Written exercise:
Return the lines below that carry the word "components".

Records shown:

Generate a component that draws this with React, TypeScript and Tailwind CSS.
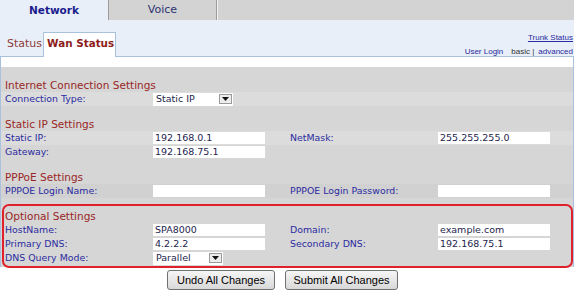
import React from "react";

const LABEL = "text-[9.4px] text-[#2b2ba0] leading-[14px] whitespace-nowrap";
const HEAD = "h-[13px] pl-[4px] text-[10.5px] leading-[13px] text-[#992626] whitespace-nowrap";

function Input({ value = "" }: { value?: string }) {
  return (
    <div className="w-[112px] h-[12px] bg-white text-[9.5px] leading-[12px] pl-[2px] text-[#1e1e4e] whitespace-nowrap overflow-hidden">
      {value}
    </div>
  );
}

function Select({ value, w }: { value: string; w: string }) {
  return (
    <div className={`${w} h-[13px] bg-white flex items-center justify-between pl-[3px] pr-[1px]`}>
      <span className="text-[9.5px] leading-[12px] text-[#1e1e4e]">{value}</span>
      <span className="w-[13px] h-[10px] bg-[#ececec] border border-[#9a9a9a] flex items-center justify-center">
        <svg width="7" height="4" viewBox="0 0 7 4">
          <path d="M0 0 H7 L3.5 4 Z" fill="#111" />
        </svg>
      </span>
    </div>
  );
}

function Field({ l1, c1, l2, c2 }: { l1: string; c1: React.ReactNode; l2?: string; c2?: React.ReactNode }) {
  return (
    <div className="grid grid-cols-[148px_137px_148px_1fr] pl-[4px] h-[14px] items-center">
      <span className={LABEL}>{l1}</span>
      <div>{c1}</div>
      <span className={LABEL}>{l2 ?? ""}</span>
      <div>{c2}</div>
    </div>
  );
}

function Blank() {
  return <div className="h-[12px]" />;
}

export default function App() {
  return (
    <div className="w-[575px] h-[291px] bg-white font-['DejaVu_Sans',sans-serif] relative overflow-hidden">
      {/* Top tabs */}
      <div className="flex h-[20px] w-[574px]">
        <div className="w-[108px] bg-[#e8eff8] text-center font-bold text-[10.5px] leading-[20px] text-[#1c1c8e]">
          Network
        </div>
        <div className="w-[1px] bg-[#9c9c9c]" />
        <div className="w-[107px] bg-[#d3d3d3] text-center text-[11px] leading-[20px] text-[#2c3470]">Voice</div>
        <div className="w-[1px] bg-[#9c9c9c]" />
        <div className="w-[1px] bg-[#f2f2f2]" />
        <div className="flex-1 bg-[#d3d3d3]" />
      </div>

      {/* Sub header */}
      <div className="flex items-end h-[37px] w-[574px] bg-[#e8eff8] border-b border-[#a9c1dc]">
        <div className="pl-[7px] pb-[6px] text-[11px] leading-[13px] text-[#8c3b3b]">Status</div>
        <div className="ml-[1px] -mb-px h-[25px] w-[73px] bg-white border border-b-0 border-[#a9c1dc] pl-[3px] pt-[4px] font-bold text-[10.4px] leading-[13px] text-[#8e1c1c]">
          Wan Status
        </div>
        <div className="ml-auto self-stretch flex flex-col items-end pt-[13px] pr-[1px] font-['Liberation_Sans',sans-serif] text-[8px] leading-[10px]">
          <span className="text-[#2a2aa0] underline">Trunk Status</span>
          <span className="mt-[4px] text-[#333]">
            <span className="text-[#2a2aa0]">User Login</span>
            <span className="ml-[8px]">basic |</span>
            <span className="ml-[4px] text-[#2a2aa0]">advanced</span>
          </span>
        </div>
      </div>

      {/* Content panel */}
      <div className="w-[574px] border-l border-r border-[#a9c1dc]">
        <div className="h-[10px] bg-white" />
        <div className="bg-[#d6d6d6] pb-[2px]">
          <Blank />
          <div className={HEAD}>Internet Connection Settings</div>
          <div className="bg-[#dcdcdc]">
            <Field l1="Connection Type:" c1={<Select value="Static IP" w="w-[80px]" />} />
          </div>
          <Blank />
          <div className={HEAD}>Static IP Settings</div>
          <div className="bg-[#dcdcdc]">
            <Field l1="Static IP:" c1={<Input value="192.168.0.1" />} l2="NetMask:" c2={<Input value="255.255.255.0" />} />
          </div>
          <Field l1="Gateway:" c1={<Input value="192.168.75.1" />} />
          <Blank />
          <div className={HEAD}>PPPoE Settings</div>
          <div className="bg-[#d1d1d1]">
            <Field l1="PPPOE Login Name:" c1={<Input />} l2="PPPOE Login Password:" c2={<Input />} />
          </div>
          <Blank />
          <div className={HEAD}>Optional Settings</div>
          <Field l1="HostName:" c1={<Input value="SPA8000" />} l2="Domain:" c2={<Input value="example.com" />} />
          <Field l1="Primary DNS:" c1={<Input value="4.2.2.2" />} l2="Secondary DNS:" c2={<Input value="192.168.75.1" />} />
          <Field l1="DNS Query Mode:" c1={<Select value="Parallel" w="w-[70px]" />} />
        </div>
      </div>

      {/* Buttons */}
      <div className="flex justify-center gap-[10px] pt-[3px] pr-[10px] font-['Liberation_Sans',sans-serif]">
        <button className="h-[20px] w-[108px] border border-[#707070] rounded-[3px] bg-gradient-to-b from-[#f6f6f6] to-[#d8d8d8] text-[11px] text-black">
          Undo All Changes
        </button>
        <button className="h-[20px] w-[113px] border border-[#707070] rounded-[3px] bg-gradient-to-b from-[#f6f6f6] to-[#d8d8d8] text-[11px] text-black">
          Submit All Changes
        </button>
      </div>

      {/* Red highlight annotation */}
      <div className="absolute left-[2px] top-[204px] w-[571px] h-[64px] border-2 border-[#e0202a] rounded-[7px] pointer-events-none" />
    </div>
  );
}
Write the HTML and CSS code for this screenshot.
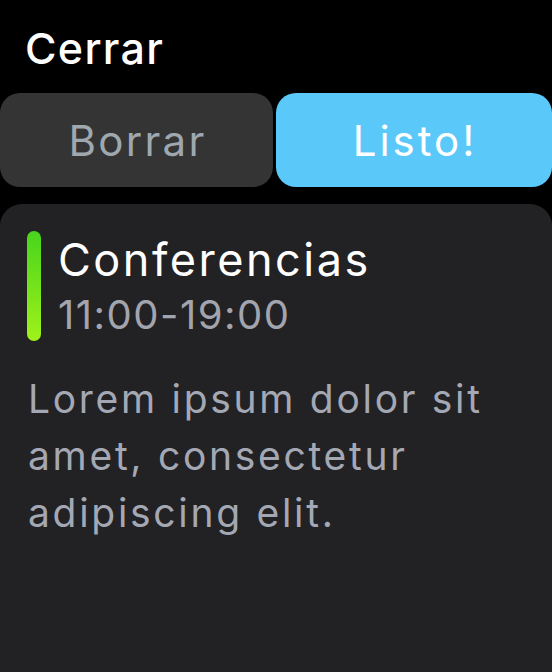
FILE: index.html
```html
<!DOCTYPE html>
<html lang="es">
<head>
<meta charset="utf-8">
<link rel="stylesheet" href="styles.css">
</head>
<body>
<div class="screen">
  <header class="top">Cerrar</header>
  <div class="actions">
    <button class="btn btn-delete">Borrar</button>
    <button class="btn btn-done">Listo!</button>
  </div>
  <section class="card">
    <div class="event">
      <div class="bar"></div>
      <div class="event-info">
        <div class="event-title">Conferencias</div>
        <div class="event-time">11:00-19:00</div>
      </div>
    </div>
    <p class="desc">Lorem ipsum dolor sit amet, consectetur adipiscing elit.</p>
  </section>
</div>
</body>
</html>
```
FILE: styles.css
```css
html, body {
  margin: 0;
  padding: 0;
  background: #000;
}
body {
  font-family: Inter, "Noto Sans", sans-serif;
  width: 552px;
  height: 672px;
  overflow: hidden;
}
.screen {
  display: flex;
  flex-direction: column;
  height: 672px;
}
.top {
  color: #fff;
  font-size: 43px;
  font-weight: 500;
  letter-spacing: 1.3px;
  padding: 24px 0 0 25px;
  height: 69px;
  line-height: 48px;
  box-sizing: border-box;
  height: 93px;
}
.actions {
  display: grid;
  grid-template-columns: 273px 1fr;
  gap: 3px;
  height: 94px;
}
.btn {
  border: 0;
  border-radius: 20px;
  font-family: inherit;
  font-size: 42px;
  font-weight: 400;
  letter-spacing: 2.3px;
  padding: 0 0 0 2px;
}
.btn-delete {
  background: #343434;
  color: #9ea8ae;
}
.btn-done {
  background: #5bc8fa;
  color: #fff;
  letter-spacing: 3px;
}
.card {
  margin-top: 17px;
  flex: 1;
  background: #222224;
  border-radius: 22px 22px 0 0;
  padding: 27px 27px 0 27px;
}
.event {
  display: flex;
  gap: 17px;
}
.bar {
  width: 14px;
  height: 110px;
  border-radius: 7px;
  background: linear-gradient(#48d41c, #a0f21a);
}
.event-info {
  display: flex;
  flex-direction: column;
}
.event-title {
  color: #fff;
  font-size: 45px;
  line-height: 57px;
  letter-spacing: 2.5px;
}
.event-time {
  color: #a2a5ae;
  font-size: 40px;
  line-height: 53px;
  letter-spacing: 1.5px;
}
.desc {
  margin: 29px 0 0 1px;
  color: #a4a8b4;
  font-size: 39px;
  line-height: 57px;
  letter-spacing: 2.7px;
}
```
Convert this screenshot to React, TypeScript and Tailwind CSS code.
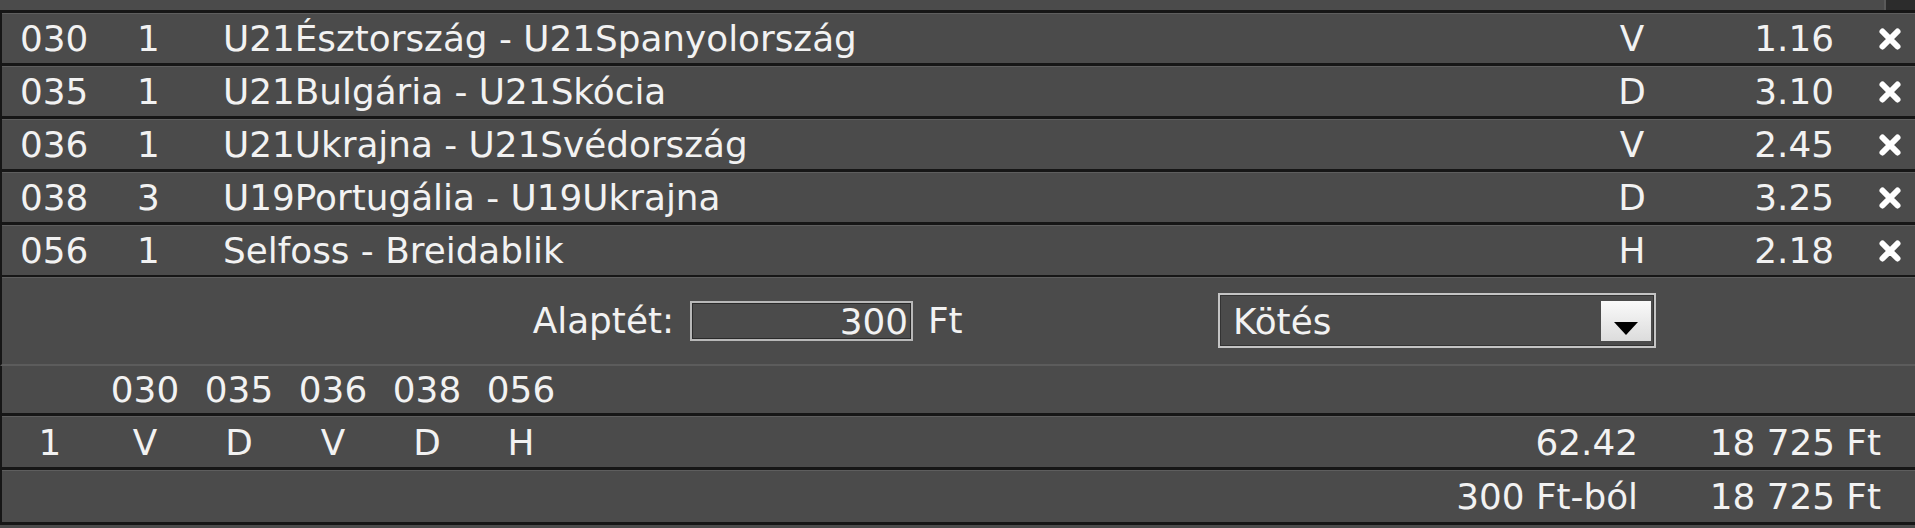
import React from 'react';

const bets = [
  { code: '030', mt: '1', match: 'U21Észtország - U21Spanyolország', tip: 'V', odds: '1.16' },
  { code: '035', mt: '1', match: 'U21Bulgária - U21Skócia', tip: 'D', odds: '3.10' },
  { code: '036', mt: '1', match: 'U21Ukrajna - U21Svédország', tip: 'V', odds: '2.45' },
  { code: '038', mt: '3', match: 'U19Portugália - U19Ukrajna', tip: 'D', odds: '3.25' },
  { code: '056', mt: '1', match: 'Selfoss - Breidablik', tip: 'H', odds: '2.18' },
];

const RemoveIcon = () => (
  <svg width="24" height="24" viewBox="0 0 24 24">
    <path d="M4.5 4.5 L19.5 19.5 M19.5 4.5 L4.5 19.5" stroke="#ffffff" strokeWidth="6" strokeLinecap="round" />
  </svg>
);

export default function App() {
  return (
    <div className="w-[1915px] h-[528px] overflow-hidden bg-[#4b4b4b] text-[#f2f2f2] text-[35.8px] leading-none font-['DejaVu_Sans',Verdana,sans-serif]">
      {/* top strip */}
      <div className="flex h-[10px]">
        <div className="flex-1 bg-[#4b4b4b]" />
        <div className="w-[31px] bg-[#2c2c2c] border-l-2 border-[#5a5a5a]" />
      </div>

      {/* selected bets */}
      {bets.map((b) => (
        <div
          key={b.code}
          className="flex items-center h-[53px] pt-[2px] pr-[13px] border-t-[3px] border-l-2 border-[#161616] shadow-[inset_0_1px_0_#5e5e5e]"
        >
          <span className="w-[135px] pl-[18px]">{b.code}</span>
          <span className="w-[86px]">{b.mt}</span>
          <span className="flex-1 whitespace-nowrap">{b.match}</span>
          <span className="w-[60px] text-center">{b.tip}</span>
          <span className="w-[172px] text-right">{b.odds}</span>
          <span className="ml-[44px] flex">
            <RemoveIcon />
          </span>
        </div>
      ))}

      {/* stake */}
      <div className="flex items-center h-[91px] border-t-2 border-l-2 border-[#161616] border-b-2 border-b-[#5c5c5c] shadow-[inset_0_1px_0_#5e5e5e]">
        <div className="flex items-center w-[1216px]">
          <span className="w-[672px] text-right">Alaptét:</span>
          <div className="ml-[16px] w-[223px] h-[40px] border-2 border-[#b8b8b8] shadow-[inset_0_0_0_1px_#2a2a2a] flex items-center justify-end pr-[3px] pt-[2px]">
            300
          </div>
          <span className="ml-[15px]">Ft</span>
        </div>
        <div className="w-[438px] h-[55px] border-2 border-[#c4c4c4] shadow-[inset_0_0_0_1px_#333333] flex items-center pl-[13px] pr-[3px]">
          <span className="flex-1 pt-[2px]">Kötés</span>
          <div className="w-[50px] h-[40px] bg-gradient-to-b from-[#fafafa] to-[#dcdcdc] flex items-end justify-center pb-[6px]">
            <svg width="24" height="13" viewBox="0 0 24 13">
              <path d="M0 0 H24 L12 13 Z" fill="#000000" />
            </svg>
          </div>
        </div>
      </div>

      {/* combination header */}
      <div className="flex items-center h-[47px] pl-[96px] border-l-2 border-[#161616]">
        {bets.map((b) => (
          <span key={b.code} className="w-[94px] text-center">
            {b.code}
          </span>
        ))}
      </div>

      {/* combination row */}
      <div className="flex items-center h-[54px] pt-[2px] border-t-[3px] border-l-2 border-[#161616] shadow-[inset_0_1px_0_#5e5e5e]">
        <span className="w-[96px] text-center">1</span>
        {bets.map((b) => (
          <span key={b.code} className="w-[94px] text-center">
            {b.tip}
          </span>
        ))}
        <span className="flex-1 text-right">62.42</span>
        <span className="w-[277px] pr-[34px] text-right">18 725 Ft</span>
      </div>

      {/* total */}
      <div className="flex items-center h-[58px] pt-[2px] border-t-[3px] border-b-[3px] border-l-2 border-[#161616] shadow-[inset_0_1px_0_#5e5e5e]">
        <span className="flex-1 text-right">300 Ft-ból</span>
        <span className="w-[277px] pr-[34px] text-right">18 725 Ft</span>
      </div>
    </div>
  );
}
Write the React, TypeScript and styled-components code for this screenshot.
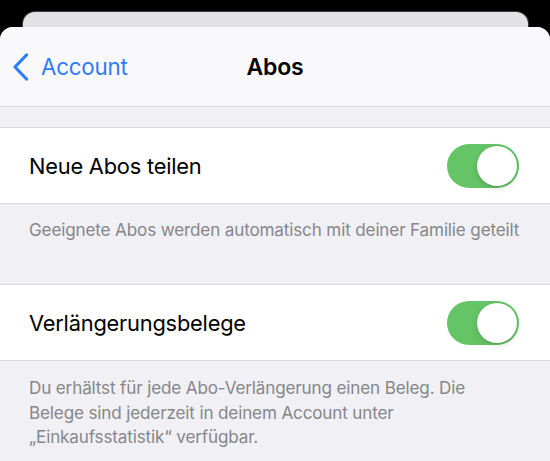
import React from "react";
import styled, { createGlobalStyle } from "styled-components";

const GlobalStyle = createGlobalStyle`
  html, body { margin: 0; padding: 0; background: #000; }
  body { font-family: Inter, "Noto Sans", sans-serif; -webkit-font-smoothing: antialiased; }
`;

const Screen = styled.div`
  width: 550px;
  height: 461px;
  overflow: hidden;
  background: #000;
  padding-top: 12px;
  box-sizing: border-box;
  display: flex;
  flex-direction: column;
`;

const BackSheet = styled.div`
  margin: 0 22px 0 23px;
  height: 15px;
  flex: none;
  background: #e2e2e4;
  border-radius: 12px 12px 0 0;
  box-shadow: 0 0 0 1px #3c3c3e;
`;

const Sheet = styled.div`
  flex: 1;
  background: #f0f0f5;
  border-radius: 13px 13px 0 0;
  overflow: hidden;
  display: flex;
  flex-direction: column;
  position: relative;
`;

const NavBar = styled.div`
  height: 79px;
  flex: none;
  background: #f9f9fb;
  border-bottom: 1px solid #d6d6da;
  display: grid;
  grid-template-columns: 1fr auto 1fr;
  align-items: center;
`;

const BackButton = styled.div`
  display: flex;
  align-items: center;
  gap: 12px;
  padding-left: 13px;
  color: #2f7cf6;
  font-size: 22.3px;
  letter-spacing: -0.2px;
`;

const Title = styled.div`
  font-size: 23px;
  font-weight: 600;
  color: #000;
  letter-spacing: -0.2px;
`;

const SectionGap = styled.div<{ h: number }>`
  height: ${(p) => p.h}px;
  flex: none;
`;

const Row = styled.div`
  height: 75px;
  flex: none;
  background: #fff;
  border-top: 1px solid #d8d8dc;
  border-bottom: 1px solid #d8d8dc;
  display: flex;
  align-items: center;
  justify-content: space-between;
  padding: 0 31px 0 29px;
`;

const RowLabel = styled.div`
  font-size: 21.8px;
  color: #000;
  letter-spacing: -0.2px;
`;

const Footer = styled.div<{ pt: number; h: number }>`
  height: ${(p) => p.h}px;
  box-sizing: border-box;
  flex: none;
  padding: ${(p) => p.pt}px 10px 0 29px;
  font-size: 17.1px;
  line-height: 24.5px;
  color: #86868a;
  letter-spacing: -0.15px;
`;

const FooterLine = styled.span`
  display: block;
  white-space: nowrap;
`;

const ToggleTrack = styled.div<{ on: boolean }>`
  width: 72px;
  height: 44px;
  border-radius: 22px;
  background: ${(p) => (p.on ? "#65c466" : "#e9e9ea")};
  position: relative;
  flex: none;
`;

const ToggleKnob = styled.div<{ on: boolean }>`
  position: absolute;
  top: 2px;
  left: ${(p) => (p.on ? "30px" : "2px")};
  width: 40px;
  height: 40px;
  border-radius: 50%;
  background: #fff;
  box-shadow: 0 2px 6px rgba(0, 0, 0, 0.15), 0 1px 1px rgba(0, 0, 0, 0.08);
`;

const Toggle = ({ on }: { on: boolean }) => (
  <ToggleTrack on={on}>
    <ToggleKnob on={on} />
  </ToggleTrack>
);

const Chevron = () => (
  <svg width="16" height="28" viewBox="0 0 16 28" fill="none">
    <path
      d="M13.5 2 L2 14 L13.5 26"
      stroke="#2f7cf6"
      strokeWidth="3.2"
      strokeLinecap="round"
      strokeLinejoin="round"
    />
  </svg>
);

export default function App() {
  return (
    <>
      <GlobalStyle />
      <Screen>
        <BackSheet />
        <Sheet>
          <NavBar>
            <BackButton>
              <Chevron />
              <span>Account</span>
            </BackButton>
            <Title>Abos</Title>
            <div />
          </NavBar>
          <SectionGap h={20} />
          <Row>
            <RowLabel>Neue Abos teilen</RowLabel>
            <Toggle on />
          </Row>
          <Footer pt={14} h={80}>
            <FooterLine>Geeignete Abos werden automatisch mit deiner Familie geteilt</FooterLine>
          </Footer>
          <Row>
            <RowLabel>Verlängerungsbelege</RowLabel>
            <Toggle on />
          </Row>
          <Footer pt={15} h={100}>
            <FooterLine>Du erhältst für jede Abo-Verlängerung einen Beleg. Die</FooterLine>
            <FooterLine>Belege sind jederzeit in deinem Account unter</FooterLine>
            <FooterLine>„Einkaufsstatistik“ verfügbar.</FooterLine>
          </Footer>
        </Sheet>
      </Screen>
    </>
  );
}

Output of the exercise:
Write the React, TypeScript and styled-components code for this screenshot.
import styled, { createGlobalStyle } from "styled-components";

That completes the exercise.